William Danaher, associate professor of sociology at the College of Charleston, has conducted research identifying the often unnoticed messages that were relayed over the radio by musicians during the 1920s and 1930s.

Danaher, who earned his doctorate at North Carolina State University, has a unique research area in the sociology of music, in particular, the role music has played in social movements.   It is research that combines his academic interest with his hobby of music.  Danaher says he spent ten years playing in a band.

Danaher says he and a colleague, Ohio State University sociologist Vincent Roscigno, began to discuss the possibility that, in the 1920s-30s, the widespread popularity of the new mass medium of radio contributed to a new culture that emerged in the American South, especially involving textile workers. In Danaher and Roscigno's research, they discovered that there was a pattern between a town having a radio station and workers participating in the textile strikes.

They found a pattern in areas of the South when they compared the date that a radio station received its broadcasting license, and the location and date of specific textile strike locations within that station's broadcast area.

One example Danaher sites is the "Strike of 1934" when 400,000 textile workers walked out of the mills and took to the streets demanding better working conditions, shorter work days, and better pay. Danaher says the conditions endured by the mill workers during the early 20th century were exposed through songs performed by former textile workers on local radio stations, as well as those being sung by workers for entertainment after their  12-hour work days.

Danaher had the opportunity to meet and interview some of the textile workers as well as some of the popular musicians during that time. He says the common struggle being expressed in the song lyrics of those former workers gives people of today a glimpse of what life was truly like in the textile mills of the South. The musicians traveled from station to station, singing songs that united textile workers in different areas of the Southeast.

"If it hadn't been for music and the ability to expose a larger audience to the music through the radio, then the textile strike of 1934 would not have been nearly as large as it was," he said.  It is important to note, Danaher adds, that in the early days of radio there were few restrictions as to what could be said on radio.  But after the textile strikes increased as well as the number of radio stations, there was a corporate takeover of radio and regulation of the "public airwaves" when the Radio Act of 1934 was passed by Congress and the Federal Radio Commission (predecessor of today's FCC) was formed. 

But by then, the power and influence of radio had been established.  "The music, along with the innovations brought about by the radio, defined the collective identity and group solidarity of the textile workers during the strikes of the '20s and '30s." Danaher says.  "The music, was- and still is- a reflection of society at that time and also shows how music can actually change society."

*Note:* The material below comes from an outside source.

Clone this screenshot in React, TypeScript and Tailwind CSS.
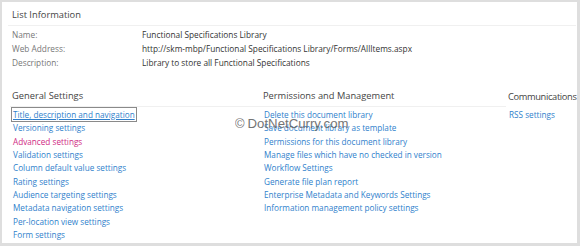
import React from 'react';

const general = [
  'Title, description and navigation',
  'Versioning settings',
  'Advanced settings',
  'Validation settings',
  'Column default value settings',
  'Rating settings',
  'Audience targeting settings',
  'Metadata navigation settings',
  'Per-location view settings',
  'Form settings',
];

const permissions = [
  'Delete this document library',
  'Save document library as template',
  'Permissions for this document library',
  'Manage files which have no checked in version',
  'Workflow Settings',
  'Generate file plan report',
  'Enterprise Metadata and Keywords Settings',
  'Information management policy settings',
];

const info = [
  ['Name:', 'Functional Specifications Library'],
  ['Web Address:', 'http://skm-mbp/Functional Specifications Library/Forms/AllItems.aspx'],
  ['Description:', 'Library to store all Functional Specifications'],
];

function LinkList({ items, focusFirst = false }: { items: string[]; focusFirst?: boolean }) {
  return (
    <ul className="mt-[1px] text-[8.2px] leading-[13.33px] text-[#2f7fcc]">
      {items.map((t, i) => (
        <li key={t}>
          <span
            className={
              focusFirst && i === 0
                ? 'underline outline outline-1 outline-[#8a8a8a] outline-offset-[1px]'
                : t === 'Advanced settings'
                ? 'text-[#d02a84]'
                : ''
            }
          >
            {t}
          </span>
        </li>
      ))}
    </ul>
  );
}

function Header({ title, className = '' }: { title: string; className?: string }) {
  return (
    <div className={'h-[24px] flex items-end pb-[3px] border-b border-[#f0f0f0] text-[9.3px] text-[#444] ' + className}>
      {title}
    </div>
  );
}

export default function App() {
  return (
    <div
      className="w-[580px] h-[246px] bg-[#dedede] pt-[2px] pl-[2px] pr-[3px] pb-[3px]"
      style={{ fontFamily: '"Open Sans", "Noto Sans", sans-serif' }}
    >
      <div className="relative h-full bg-white">
        <div className="pl-[6px]">
          <Header title="List Information" className="pl-[4px] mr-[1px]" />
          <div className="pl-[4px] pt-[2px] text-[8.3px] leading-[14px]">
            {info.map(([k, v]) => (
              <div key={k} className="flex">
                <span className="w-[130px] text-[#777]">{k}</span>
                <span className="text-[#333]">{v}</span>
              </div>
            ))}
          </div>
        </div>

        <div className="mt-[13px] pl-[8px] flex">
          <div className="w-[250px] shrink-0">
            <Header title="General Settings" className="pl-[2px]" />
            <div className="pl-[3px]">
              <LinkList items={general} focusFirst />
            </div>
          </div>
          <div className="w-[246px] shrink-0">
            <Header title="Permissions and Management" className="pl-[3px]" />
            <div className="pl-[4px]">
              <LinkList items={permissions} />
            </div>
          </div>
          <div className="flex-1 min-w-0">
            <Header title="Communications" className="pl-[2px] border-b-0 whitespace-nowrap tracking-[-0.35px]" />
            <div className="pl-[3px]">
              <LinkList items={['RSS settings']} />
            </div>
          </div>
        </div>

        <div
          className="absolute left-[233px] top-[112px] flex items-center gap-[3px] text-[13.2px] text-[#666] opacity-90"
          style={{ fontFamily: '"Liberation Sans", Arial, sans-serif' }}
        >
          <span className="text-[13px]">©</span>
          <span>DotNetCurry.com</span>
        </div>
      </div>
    </div>
  );
}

Ultimately, the results of the research coincided with Danaher and Roscigno’s original premise that, "New technologies during the Depression Era changed the views of the Southern textile worker and also changed how the U.S. government viewed those textile workers."  

Although present day society is not suffering from the same injustices as the textile workers of long ago, Danaher says it is important to remember that music gives the listener some insight into the identity of the culture and the social issues relevant to society at the time.  

"The textile strikes and their importance in American history were hardly mentioned in the past," Danaher concludes.  "It is a story that needs to be told, because the results changed society forever."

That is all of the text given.